Los Angeles, Sodome et Gomorrhe... Babylone, la grande ville que la Bible désigne comme la cité de tous les vices et qui subira les foudres de l'Apocalypse ; quoi de mieux que Los Angeles, ironique Cité des Anges, pour la représenter ? Avec son soleil et ses paillettes, et son monde cruel de stars, des vraies, des fausses, le vice, la corruption, la compétition, la rivalité, le sexe, l'argent. Scènes hallucinantes des enfants stars, en boîte de nuit, qui échangent leurs diverses drogues, et commentent leurs délires, qui ne sont pas de leur âge ; et qui se moquent de leurs fans prêts à acheter leurs excréments sur Internet !
D'où le titre, magnifique (ouf, ils ne l'ont pas traduit) : la carte des étoiles, les étoiles de Hollywood. Au début on croit qu'Agatha est juste à la recherche de stars, comme n'importe quelle jeune fille de son âge, des étoiles inaccessibles et brillantes ; alors que la réalité est bien plus crue.
Quant à la fin, sauvage, psychopathe, gore... un festival !
Tous les acteurs sont formidables, s'adaptant complètement au monde sombre et morbide du réalisateur.

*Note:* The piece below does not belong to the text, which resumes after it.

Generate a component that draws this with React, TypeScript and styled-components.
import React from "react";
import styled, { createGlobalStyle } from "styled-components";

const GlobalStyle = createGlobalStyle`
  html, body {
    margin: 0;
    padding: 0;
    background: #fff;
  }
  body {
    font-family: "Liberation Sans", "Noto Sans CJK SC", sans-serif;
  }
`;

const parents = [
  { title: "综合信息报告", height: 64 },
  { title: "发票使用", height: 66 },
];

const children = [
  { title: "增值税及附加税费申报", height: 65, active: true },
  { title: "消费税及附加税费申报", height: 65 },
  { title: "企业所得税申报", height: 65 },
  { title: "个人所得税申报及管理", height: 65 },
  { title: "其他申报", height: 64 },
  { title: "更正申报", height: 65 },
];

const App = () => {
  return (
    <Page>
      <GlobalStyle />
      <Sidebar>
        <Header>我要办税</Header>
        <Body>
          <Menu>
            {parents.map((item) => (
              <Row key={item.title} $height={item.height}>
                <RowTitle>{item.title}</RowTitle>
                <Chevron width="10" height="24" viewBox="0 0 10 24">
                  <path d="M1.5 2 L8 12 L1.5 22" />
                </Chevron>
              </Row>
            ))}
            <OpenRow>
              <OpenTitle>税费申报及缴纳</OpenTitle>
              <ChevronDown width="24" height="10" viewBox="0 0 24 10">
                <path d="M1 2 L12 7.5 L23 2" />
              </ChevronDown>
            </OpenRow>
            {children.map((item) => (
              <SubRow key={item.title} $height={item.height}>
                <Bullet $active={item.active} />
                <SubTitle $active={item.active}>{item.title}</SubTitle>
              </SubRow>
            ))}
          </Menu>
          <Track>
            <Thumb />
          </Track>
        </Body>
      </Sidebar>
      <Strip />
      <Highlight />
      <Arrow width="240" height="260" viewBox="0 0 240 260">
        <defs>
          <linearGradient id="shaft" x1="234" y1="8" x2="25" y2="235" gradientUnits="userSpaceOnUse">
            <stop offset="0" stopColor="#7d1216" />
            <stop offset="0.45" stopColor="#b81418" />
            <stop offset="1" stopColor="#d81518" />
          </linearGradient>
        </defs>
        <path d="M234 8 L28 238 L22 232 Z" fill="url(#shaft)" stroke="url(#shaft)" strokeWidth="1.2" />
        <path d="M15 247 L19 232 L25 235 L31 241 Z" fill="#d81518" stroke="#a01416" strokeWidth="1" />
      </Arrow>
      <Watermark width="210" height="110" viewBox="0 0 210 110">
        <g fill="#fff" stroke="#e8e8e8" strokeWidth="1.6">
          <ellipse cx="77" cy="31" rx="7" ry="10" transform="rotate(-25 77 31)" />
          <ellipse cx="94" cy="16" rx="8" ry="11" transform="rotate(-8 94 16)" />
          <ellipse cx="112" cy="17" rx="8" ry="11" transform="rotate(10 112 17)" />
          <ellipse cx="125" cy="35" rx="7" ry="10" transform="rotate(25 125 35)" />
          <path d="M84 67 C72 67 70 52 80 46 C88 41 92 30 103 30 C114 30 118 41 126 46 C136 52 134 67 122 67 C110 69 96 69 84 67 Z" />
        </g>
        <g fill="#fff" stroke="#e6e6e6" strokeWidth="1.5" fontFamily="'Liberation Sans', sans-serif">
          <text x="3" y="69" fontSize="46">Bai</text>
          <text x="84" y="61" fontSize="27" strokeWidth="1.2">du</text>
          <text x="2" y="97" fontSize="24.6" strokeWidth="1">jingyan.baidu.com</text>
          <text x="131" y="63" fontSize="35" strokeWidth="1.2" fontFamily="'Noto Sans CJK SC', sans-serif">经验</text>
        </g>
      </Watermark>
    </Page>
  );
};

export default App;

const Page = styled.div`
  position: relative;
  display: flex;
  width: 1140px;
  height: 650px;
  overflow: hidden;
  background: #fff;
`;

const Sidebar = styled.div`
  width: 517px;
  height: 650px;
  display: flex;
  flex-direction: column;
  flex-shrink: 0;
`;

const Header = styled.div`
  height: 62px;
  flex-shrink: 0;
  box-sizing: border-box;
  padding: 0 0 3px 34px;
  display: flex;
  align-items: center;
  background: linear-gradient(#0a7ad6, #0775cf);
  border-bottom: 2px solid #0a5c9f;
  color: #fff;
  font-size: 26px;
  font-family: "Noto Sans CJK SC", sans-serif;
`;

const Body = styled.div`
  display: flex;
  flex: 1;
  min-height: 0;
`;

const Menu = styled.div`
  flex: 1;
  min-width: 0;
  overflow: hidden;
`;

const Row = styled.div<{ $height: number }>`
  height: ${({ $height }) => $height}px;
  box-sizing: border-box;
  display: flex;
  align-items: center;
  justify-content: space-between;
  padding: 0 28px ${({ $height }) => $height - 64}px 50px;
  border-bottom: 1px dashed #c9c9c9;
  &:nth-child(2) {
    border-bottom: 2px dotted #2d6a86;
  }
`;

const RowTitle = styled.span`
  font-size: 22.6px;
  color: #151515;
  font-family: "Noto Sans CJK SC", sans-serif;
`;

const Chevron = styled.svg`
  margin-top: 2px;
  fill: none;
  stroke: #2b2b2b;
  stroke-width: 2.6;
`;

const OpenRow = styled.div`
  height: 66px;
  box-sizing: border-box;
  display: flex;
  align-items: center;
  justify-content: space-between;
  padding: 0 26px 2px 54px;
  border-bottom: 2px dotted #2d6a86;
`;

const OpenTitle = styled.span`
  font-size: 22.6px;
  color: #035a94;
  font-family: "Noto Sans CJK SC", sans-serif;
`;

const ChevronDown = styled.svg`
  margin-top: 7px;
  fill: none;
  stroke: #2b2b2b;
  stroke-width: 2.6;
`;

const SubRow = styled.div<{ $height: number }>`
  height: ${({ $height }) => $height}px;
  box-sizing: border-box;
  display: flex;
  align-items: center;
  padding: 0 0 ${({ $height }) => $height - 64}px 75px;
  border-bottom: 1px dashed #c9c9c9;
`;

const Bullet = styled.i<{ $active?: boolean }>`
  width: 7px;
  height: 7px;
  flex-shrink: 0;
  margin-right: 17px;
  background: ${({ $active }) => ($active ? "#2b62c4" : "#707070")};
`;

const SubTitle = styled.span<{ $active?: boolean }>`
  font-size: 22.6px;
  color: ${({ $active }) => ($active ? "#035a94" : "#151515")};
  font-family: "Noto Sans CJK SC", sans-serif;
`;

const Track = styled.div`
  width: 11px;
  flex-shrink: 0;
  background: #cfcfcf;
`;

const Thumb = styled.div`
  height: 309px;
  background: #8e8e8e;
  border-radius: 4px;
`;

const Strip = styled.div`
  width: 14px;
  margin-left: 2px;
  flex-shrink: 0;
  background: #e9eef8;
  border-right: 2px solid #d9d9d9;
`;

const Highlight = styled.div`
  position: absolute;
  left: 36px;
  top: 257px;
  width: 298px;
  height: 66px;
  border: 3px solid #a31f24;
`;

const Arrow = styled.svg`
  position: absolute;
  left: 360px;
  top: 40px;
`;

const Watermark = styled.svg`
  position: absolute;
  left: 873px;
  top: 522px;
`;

Mention spéciale à John Cusack, en gourou avide de fric, qui ferait mieux de commencer par se soigner lui-même ! Quant à Julianne Moore... waouh, quelle merveille (prix d'interprétation à Cannes) ! Quant toutes ces copines affichent leurs visages botoxés et leurs corps musclés et régimés, elle offre son visage parcouru de rides et son corps qui n'est pas parfait. Outre le courage de se mettre à nu, dans le plein sens du terme, elle est bouleversante, tour à tour enchanteresse, dépressive, dévastée, combattante, méchante, désespérée... incroyablement fragile. Mais ces deux acteurs que je met en exergue ne doivent en rien minimiser les autres, vraiment tous épatants. Cro peut être fiers d'eux, et eux de leur réalisateur.

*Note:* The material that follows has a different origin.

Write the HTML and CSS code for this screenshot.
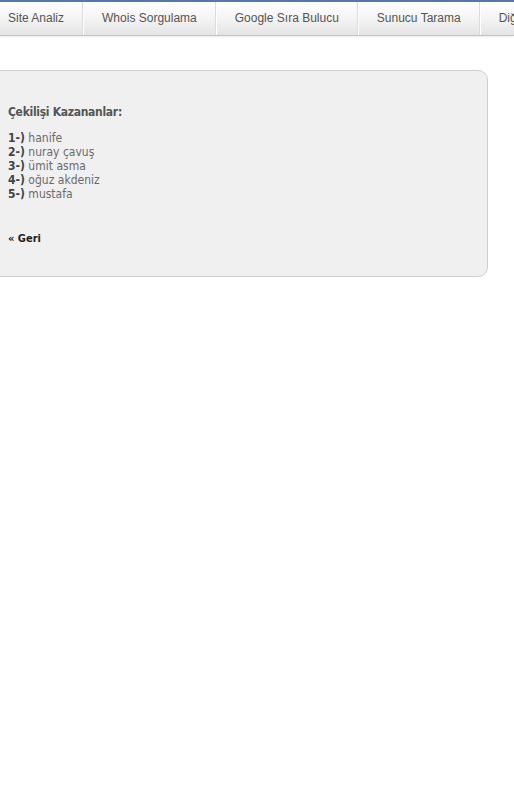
FILE: index.html
```html
<!DOCTYPE html>
<html lang="tr">
<head>
<meta charset="utf-8">
<link rel="stylesheet" href="styles.css">
</head>
<body>
<div class="topnav">
  <ul class="menu">
    <li class="first">Site Analiz</li>
    <li>Whois Sorgulama</li>
    <li>Google Sıra Bulucu</li>
    <li>Sunucu Tarama</li>
    <li>Diğer Araçlar</li>
  </ul>
</div>
<div class="box">
  <h3 class="title">Çekilişi Kazananlar:</h3>
  <ol class="winners">
    <li><b>1-)</b> hanife</li>
    <li><b>2-)</b> nuray çavuş</li>
    <li><b>3-)</b> ümit asma</li>
    <li><b>4-)</b> oğuz akdeniz</li>
    <li><b>5-)</b> mustafa</li>
  </ol>
  <a class="back" href="#">« Geri</a>
</div>
</body>
</html>
```
FILE: styles.css
```css
html, body {
  margin: 0;
  padding: 0;
  background: #fff;
  overflow: hidden;
}
body {
  width: 514px;
  height: 805px;
  font-family: "DejaVu Sans Condensed", Tahoma, "DejaVu Sans", sans-serif;
}
.topnav {
  border-top: 2px solid #5876a6;
  height: 33px;
  background: linear-gradient(#ffffff, #f4f4f4 50%, #e4e4e4);
  border-bottom: 1px solid #c4c4c4;
  box-shadow: 0 1px 2px rgba(0,0,0,0.08);
  overflow: hidden;
}
.menu {
  list-style: none;
  margin: 0;
  padding: 0;
  display: flex;
  white-space: nowrap;
  height: 33px;
}
.menu li {
  font-family: "Liberation Sans", Arial, sans-serif;
  font-size: 12px;
  color: #555;
  line-height: 33px;
  padding: 0 18px 0 19px;
  border-right: 1px solid #dcdcdc;
  box-shadow: 1px 0 0 #fff;
}
.menu li.first {
  padding-left: 8px;
}
.box {
  margin: 34px 0 0 -12px;
  width: 500px;
  box-sizing: border-box;
  background: #f0f0f0;
  border: 1px solid #cdcdcd;
  border-radius: 10px;
  padding: 34px 0 30px 19px;
}
.title {
  margin: 0;
  font-size: 12px;
  line-height: 14px;
  font-weight: bold;
  letter-spacing: -0.3px;
  color: #555;
}
.winners {
  list-style: none;
  margin: 12px 0 0 0;
  padding: 0;
}
.winners li {
  font-size: 12px;
  line-height: 14px;
  color: #6a6a6a;
}
.winners b {
  color: #444;
}
.back {
  display: block;
  margin-top: 31px;
  font-size: 11px;
  line-height: 14px;
  font-weight: bold;
  color: #222;
  text-decoration: none;
}
```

La mise en scène est élégante, et lumineuse... un peu embrouillée au départ, pour mieux nous troubler ensuite. Nous découvrons peu à peu les fils qui relient les personnages les uns aux autres pour former une toile d'araignée flippante. Et les vers d'Eluard qui reviennent constamment : "J'écris ton nom : liberté." C'est quoi, la liberté ? A Hollywood ou ailleurs ?
Malsain. Destructeur. Brillant.
Hum... j'ai déjà hâte de le revoir !
Les critiques sont généralement excellentes, mais le public français a quelque peu boudé le film : 102.000 entrées. Ceci dit, Cro, c'est pas du blockbuster de divertissement, c'est clair.